Overspending in the cloud is a common issue many organizations face by allocating more resources to a workload than necessary. Integrating cloud optimization practices can reap many benefits for your cloud infrastructure and your organization, including the following:
- Cloud efficiency: When workload performance, compliance, and cost are continually balanced against the best-fit infrastructure in real-time, efficiency is achieved. Implementing cloud optimization practices will eliminate as much cloud resource waste as possible, increasing the performance of your cloud environment.
- Cost savings: Although cloud optimization comes in a variety of forms, cost optimization is the most important component for many organizations. By reducing waste in the cloud, costs are reduced as a byproduct.
- Greater visibility: Cloud optimization practices utilize analytics to provide visibility into your cloud environment to make data-driven decisions. Implementing optimization tools also provides cost visibility, so your organization has a better perspective on cloud spending.

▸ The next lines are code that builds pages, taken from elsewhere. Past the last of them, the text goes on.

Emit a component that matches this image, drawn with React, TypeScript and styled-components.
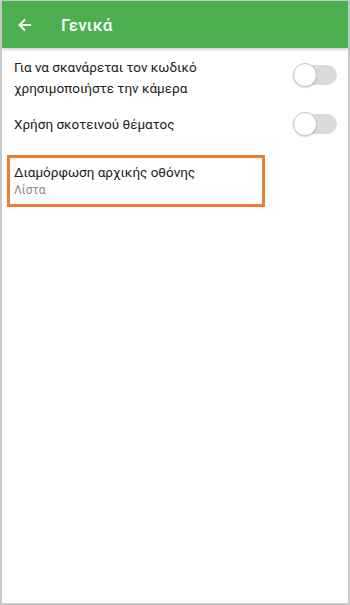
import React from "react"
import styled, { createGlobalStyle } from "styled-components"

const GlobalStyle = createGlobalStyle`
  html, body {
    margin: 0;
    padding: 0;
    background: #ffffff;
  }
  body {
    font-family: Roboto, "Noto Sans", sans-serif;
  }
`

const Frame = styled.div`
  width: 350px;
  height: 605px;
  box-sizing: border-box;
  border: 2px solid #c8c8c8;
  border-top-width: 1px;
  background: #ffffff;
  display: flex;
  flex-direction: column;
  overflow: hidden;
`

const Toolbar = styled.header`
  height: 47px;
  flex-shrink: 0;
  background-color: #4caf50;
  display: flex;
  align-items: center;
  padding-left: 14px;
  box-shadow: 0 1px 3px rgba(0, 0, 0, 0.25);
  position: relative;
  z-index: 1;
`

const BackButton = styled.div`
  width: 18px;
  height: 18px;
  display: flex;
  align-items: center;
  justify-content: center;
  margin-right: 27px;
`

const Title = styled.h1`
  margin: 0;
  font-size: 17px;
  font-weight: 500;
  color: #ffffff;
  letter-spacing: 0.2px;
`

const List = styled.div`
  display: flex;
  flex-direction: column;
  padding-top: 8px;
`

const Row = styled.div<{ $h: number }>`
  display: flex;
  align-items: center;
  justify-content: space-between;
  padding: 0 11px 0 12px;
  min-height: ${(p) => p.$h}px;
`

const Label = styled.div`
  font-size: 13.5px;
  line-height: 21px;
  color: #212121;
`

const Track = styled.div<{ $lift?: number }>`
  width: 43px;
  height: 20px;
  border-radius: 10px;
  background: #dadada;
  position: relative;
  flex-shrink: 0;
  margin-bottom: ${(p) => p.$lift ?? 0}px;
`

const Thumb = styled.div`
  position: absolute;
  left: -1px;
  top: -2px;
  width: 24px;
  height: 24px;
  box-sizing: border-box;
  border-radius: 50%;
  background: #ffffff;
  border: 1px solid #c4c4c4;
  box-shadow: 0 1px 1px rgba(0, 0, 0, 0.15);
`

const Highlight = styled.div`
  margin: 7px 0 0 5px;
  width: 258px;
  height: 52px;
  box-sizing: border-box;
  border: 3px solid #ef7d31;
  padding: 5px 0 0 4px;
  display: flex;
  flex-direction: column;
`

const Primary = styled.div`
  font-size: 13.5px;
  line-height: 19px;
  color: #212121;
`

const Secondary = styled.div`
  font-size: 12px;
  line-height: 16px;
  color: #8a8a8a;
`

const Switch = ({ lift }: { lift?: number }) => (
  <Track $lift={lift}>
    <Thumb />
  </Track>
)

const App = () => {
  return (
    <>
      <GlobalStyle />
      <Frame>
        <Toolbar>
          <BackButton>
            <svg width="16" height="16" viewBox="0 0 16 16" fill="none">
              <path d="M14 8H2.5M8 2.5L2.5 8L8 13.5" stroke="#fff" strokeWidth="1.8" />
            </svg>
          </BackButton>
          <Title>Γενικά</Title>
        </Toolbar>
        <List>
          <Row $h={44}>
            <Label>
              Για να σκανάρεται τον κωδικό
              <br />
              χρησιμοποιήστε την κάμερα
            </Label>
            <Switch lift={6} />
          </Row>
          <Row $h={48}>
            <Label>Χρήση σκοτεινού θέματος</Label>
            <Switch />
          </Row>
          <Highlight>
            <Primary>Διαμόρφωση αρχικής οθόνης</Primary>
            <Secondary>Λίστα</Secondary>
          </Highlight>
        </List>
      </Frame>
    </>
  )
}

export default App
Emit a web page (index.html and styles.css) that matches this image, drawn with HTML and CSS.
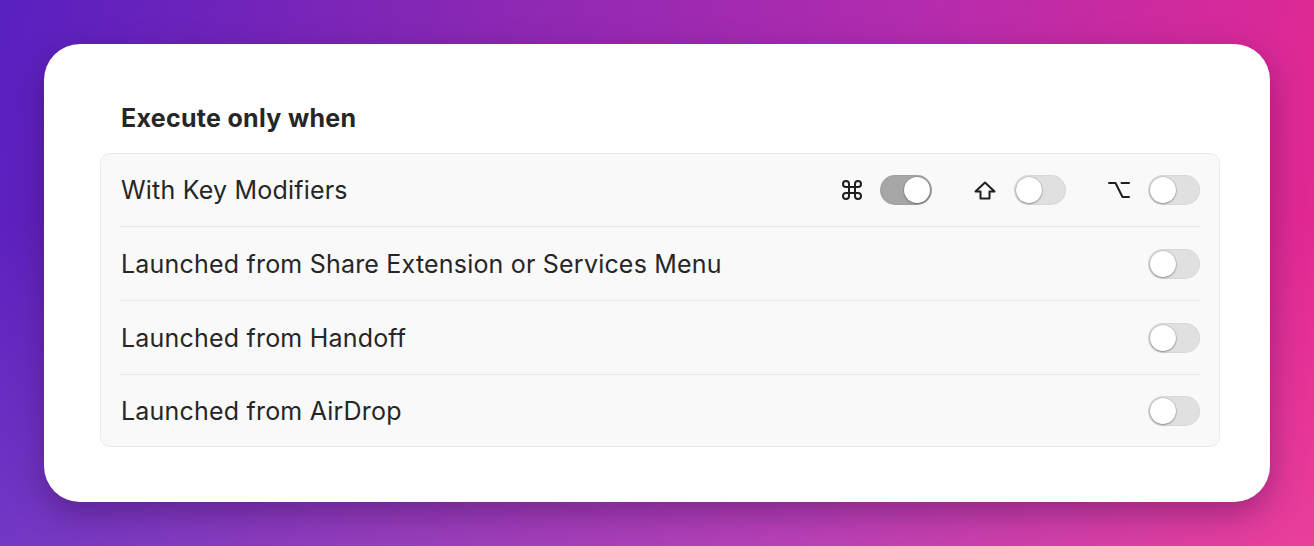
FILE: index.html
```html
<!DOCTYPE html>
<html lang="en">
  <head>
    <title>Execute only when</title>
    <meta charset="UTF-8" />
    <meta name="viewport" content="width=device-width" />
    <link rel="stylesheet" href="styles.css">
  </head>
  <body>
    <main class="card">
      <h2 class="section-title">Execute only when</h2>
      <div class="group">
        <div class="row">
          <span class="row-label">With Key Modifiers</span>
          <div class="modifiers">
            <div class="modifier">
              <svg class="key-icon" width="20" height="20" viewBox="2 2 20 20" aria-label="Command">
                <path d="M15 6v12a3 3 0 1 0 3-3H6a3 3 0 1 0 3 3V6a3 3 0 1 0-3 3h12a3 3 0 1 0-3-3" />
              </svg>
              <span class="toggle is-on"></span>
            </div>
            <div class="modifier">
              <svg class="key-icon" width="22" height="19" viewBox="0 0 22 19" aria-label="Shift">
                <path d="M11 1.5 20.5 10.5h-5v7h-9v-7h-5z" />
              </svg>
              <span class="toggle"></span>
            </div>
            <div class="modifier">
              <svg class="key-icon" width="22" height="18" viewBox="0 0 22 18" aria-label="Option">
                <path d="M1 2h6.5l7 14H21M13.5 2H21" />
              </svg>
              <span class="toggle"></span>
            </div>
          </div>
        </div>
        <div class="row">
          <span class="row-label">Launched from Share Extension or Services Menu</span>
          <span class="toggle"></span>
        </div>
        <div class="row">
          <span class="row-label">Launched from Handoff</span>
          <span class="toggle"></span>
        </div>
        <div class="row">
          <span class="row-label">Launched from AirDrop</span>
          <span class="toggle"></span>
        </div>
      </div>
    </main>
  </body>
</html>
```

FILE: styles.css
```css
* {
  box-sizing: border-box;
}

html,
body {
  height: 100%;
}

body {
  margin: 0;
  font-family: Inter, "Noto Sans", sans-serif;
  color: #262626;
  background:
    linear-gradient(180deg, rgba(255, 255, 255, 0) 40%, rgba(255, 255, 255, 0.1) 100%),
    linear-gradient(100deg, #5820c0 0%, #8b28b4 35%, #b32cae 65%, #e8288f 100%);
  padding: 44px 44px 0 44px;
  overflow: hidden;
}

.card {
  width: 1226px;
  height: 458px;
  background: #fff;
  border-radius: 36px;
  padding: 59px 50px 56px 56px;
  box-shadow: 0 12px 32px rgba(40, 0, 60, 0.35);
}

.section-title {
  margin: 0 0 20px 21px;
  font-size: 25px;
  line-height: 30px;
  font-weight: 700;
  letter-spacing: 0.3px;
  color: #262626;
}

.group {
  background: #f9f9f9;
  border: 1px solid #ebebeb;
  border-radius: 10px;
}

.row {
  display: flex;
  align-items: center;
  justify-content: space-between;
  height: 74px;
  margin: 0 19px;
  border-bottom: 1px solid #e8e8e8;
}

.row:first-child {
  height: 73px;
}

.row:last-child {
  height: 71px;
  border-bottom: none;
}

.row-label {
  font-size: 25px;
  letter-spacing: 0.2px;
  padding-left: 1px;
}

.modifiers {
  display: flex;
  align-items: center;
  gap: 42px;
}

.modifier {
  display: flex;
  align-items: center;
  gap: 18px;
}

.key-icon {
  fill: none;
  stroke: #1f1f1f;
  stroke-width: 2;
  stroke-linejoin: round;
  stroke-linecap: round;
}

.toggle {
  position: relative;
  display: block;
  width: 52px;
  height: 30px;
  border-radius: 15px;
  background: #e0e0e0;
  box-shadow: inset 0 0 0 1px rgba(0, 0, 0, 0.04);
}

.toggle::after {
  content: "";
  position: absolute;
  top: 2px;
  left: 2px;
  width: 26px;
  height: 26px;
  border-radius: 50%;
  background: #fff;
  box-shadow: 0 0 0 0.5px rgba(0, 0, 0, 0.2), 0 1px 2px rgba(0, 0, 0, 0.3);
}

.toggle.is-on {
  background: #a6a6a6;
}

.toggle.is-on::after {
  left: 24px;
}
```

- Increased productivity: Once a cloud optimization strategy is implemented, IT teams will spend less time trying to solve problems because an optimized environment prevents problems before they occur.
- Organizational innovation & efficiency: Implementing cloud optimization often is accompanied by a cultural shift within organizations such as improved decision-making and collaboration across teams.
Things to optimize in your cloud environment
Here are some of the main aspects of cloud optimization.
Cost
Cost reduction is the most important factor in cloud optimization for most companies. A major issue with cloud computing is that you can easily overspend by allocating more resources to your workloads than you would on-premises.
The complex nature of cloud pricing models further exacerbates this problem. Cloud service providers often have pricing menus charging different rates for the same services in different regions or times.
However, cloud providers do not intervene to prevent users from spending too much on their platforms. They do not provide tools to work across hybrid and multi-cloud environments. As a result, cloud cost optimization strategies usually include multiple tools and methods, such as third-party services for multi-cloud architectures, rather than native, vendor-specific offerings.
Performance
Performance in cloud optimization means ensuring your services and applications operate quickly and smoothly.
Cloud performance, like cost, is a complex subject depending on many factors. One important aspect to consider is the cloud architecture’s design. For instance, a cloud architecture that requires frequent data transmission between different regions or separate clouds can suffer from poor performance due to network latency and bottlenecks.
The type of cloud service you choose may also affect performance. VM resource allocation may be more constrained for certain workloads – serverless features may perform better than standard VMs.
Even if the code is not explicitly cloud-specific, its underlying efficiency can significantly impact cloud performance. You should regularly test the performance of all application code before deployment.
Reliability
Failures of the hosting cloud can make a cloud-based workload unavailable. Sometimes, workloads become unreliable because of inherent problems. It is important to mitigate these risks to maximize the reliability of your cloud applications.
Providing redundancy is a solid strategy for ensuring reliability. It involves a company deploying multiple instances of a single workload across multiple regions within a cloud or in separate clouds. However, this type of protection is often expensive, so it is important to balance the redundancy strategy with cost optimization objectives for the best overall results.
Third-party solutions that ensure enterprise-level SLAs across multiple clouds can complement these strategies as well.
Security
Operating in the cloud can make it difficult to accurately identify security vulnerabilities and implement the appropriate security measures to mitigate them. You can handle this challenge by achieving centralized visibility and leveraging tools that provide actionable security insights.
What are some examples of Cloud Optimization?
While cloud cost optimization is a major component of any solid cloud optimization strategy, it is not the sole focus. Cloud optimization also focuses on improving organization-wide collaboration, software quality, cloud application performance, and continuous improvement strategies.
Other examples include:
- Choose an instance that fits your basic requirements at the moment or in the foreseeable future
- Using reserved instances where applicable
- Use optimization tools to improve cloud transparency
- Consider using serverless computing and microservices
- Set up a clear cloud governance structure
Conclusion
Cloud computing can provide computing resources, storage resources, and applications. But only through proper management and optimization will you be able to obtain maximum satisfaction from these capabilities.
By following the cloud optimization best practices we’ve described above, you’ll be able to streamline your processes, improve visibility and security, and spend your IT budget more efficiently. And most importantly, you’ll ensure your app performance is 100%.